Caught in a lie, Byrd was urged by Democratic officials, including the governor, to quit the race. He refused, won the election and began a career in Congress that would last 57 years. During the first dozen years, the former Klansman was, unsurprisingly, a vociferous opponent of civil rights. In 1964, he delivered a 14-hour filibuster against the Civil Rights Act that outlawed segregation. In 1965, he voted against the Voting Rights Act designed to ensure that black Americans could vote.
But as he aged, Byrd gradually evolved into a mainstream liberal Democrat. In 1977, Senate Democrats elected him majority leader. In 1989, he became chairman of the Senate Appropriations Committee and used that position to pump billions of dollars into West Virginia, which was poor and needed the money. By the new millennium, he’d become a beloved, white-haired elder statesman famous for quoting Shakespeare and Cicero from memory, even as his hands shook with palsy. In 2003, Byrd—who had supported the Vietnam War right to the bitter end—shocked his colleagues by repeatedly rising in the Senate to denounce President George W. Bush’s plans to invade Iraq. “This war,” he said, “is not necessary.”

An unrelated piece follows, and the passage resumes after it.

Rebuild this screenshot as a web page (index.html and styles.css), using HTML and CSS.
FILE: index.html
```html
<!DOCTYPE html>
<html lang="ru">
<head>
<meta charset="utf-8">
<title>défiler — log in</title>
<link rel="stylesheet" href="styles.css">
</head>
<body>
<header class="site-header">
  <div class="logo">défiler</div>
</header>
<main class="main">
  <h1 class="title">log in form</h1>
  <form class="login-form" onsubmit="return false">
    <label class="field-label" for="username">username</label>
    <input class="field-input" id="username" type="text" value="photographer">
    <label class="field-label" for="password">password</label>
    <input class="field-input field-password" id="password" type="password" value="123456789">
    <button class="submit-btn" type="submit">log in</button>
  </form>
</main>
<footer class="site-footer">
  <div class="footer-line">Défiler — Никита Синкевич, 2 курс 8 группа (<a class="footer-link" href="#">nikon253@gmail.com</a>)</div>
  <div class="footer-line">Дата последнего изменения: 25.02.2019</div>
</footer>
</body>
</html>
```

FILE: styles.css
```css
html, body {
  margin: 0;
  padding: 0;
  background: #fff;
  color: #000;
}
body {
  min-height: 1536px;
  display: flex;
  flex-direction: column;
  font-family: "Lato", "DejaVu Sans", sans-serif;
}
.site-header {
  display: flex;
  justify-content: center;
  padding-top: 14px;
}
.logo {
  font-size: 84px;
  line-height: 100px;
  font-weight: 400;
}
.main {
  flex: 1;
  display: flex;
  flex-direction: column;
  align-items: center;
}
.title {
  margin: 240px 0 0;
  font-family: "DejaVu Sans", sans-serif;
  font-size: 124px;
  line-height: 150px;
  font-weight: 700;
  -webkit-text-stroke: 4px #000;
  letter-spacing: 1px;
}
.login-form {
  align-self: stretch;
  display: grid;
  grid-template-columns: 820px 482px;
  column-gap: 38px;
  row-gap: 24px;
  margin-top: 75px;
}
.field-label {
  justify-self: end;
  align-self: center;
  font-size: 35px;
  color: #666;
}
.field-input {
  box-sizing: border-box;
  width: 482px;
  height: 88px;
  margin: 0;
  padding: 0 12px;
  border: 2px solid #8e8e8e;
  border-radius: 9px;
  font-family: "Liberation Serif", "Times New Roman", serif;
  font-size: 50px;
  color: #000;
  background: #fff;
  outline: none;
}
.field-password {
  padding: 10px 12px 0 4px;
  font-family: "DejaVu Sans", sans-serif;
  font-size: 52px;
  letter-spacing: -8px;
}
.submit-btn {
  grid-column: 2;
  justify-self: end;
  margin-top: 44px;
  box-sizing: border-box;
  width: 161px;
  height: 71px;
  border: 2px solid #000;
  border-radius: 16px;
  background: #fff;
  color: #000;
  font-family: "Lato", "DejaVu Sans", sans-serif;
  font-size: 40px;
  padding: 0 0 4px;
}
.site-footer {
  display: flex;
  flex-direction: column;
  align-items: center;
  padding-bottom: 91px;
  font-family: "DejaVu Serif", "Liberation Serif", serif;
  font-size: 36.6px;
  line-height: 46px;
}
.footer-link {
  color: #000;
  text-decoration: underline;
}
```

In his memoir, published in 2005, Byrd struggled to explain his Klan membership, attributing it to “very bad judgment, due to immaturity and a lack of seasoned reasoning.” He admitted that he grew up sharing the “fears and prejudices” of his racist upbringing, but said he never hated his black neighbors. He swore that his Klan group never engaged in any acts of violence, and nobody has disputed that assertion.
“Our only venture outside the ‘Klavern’ meeting place was when, on one occasion, a few of our members and I took a wreath of flowers—in the shape of a cross—to the home where one of our deceased members was lying in state before the burial,” Byrd wrote. “He had killed, and was killed by, another man in a pistol duel.”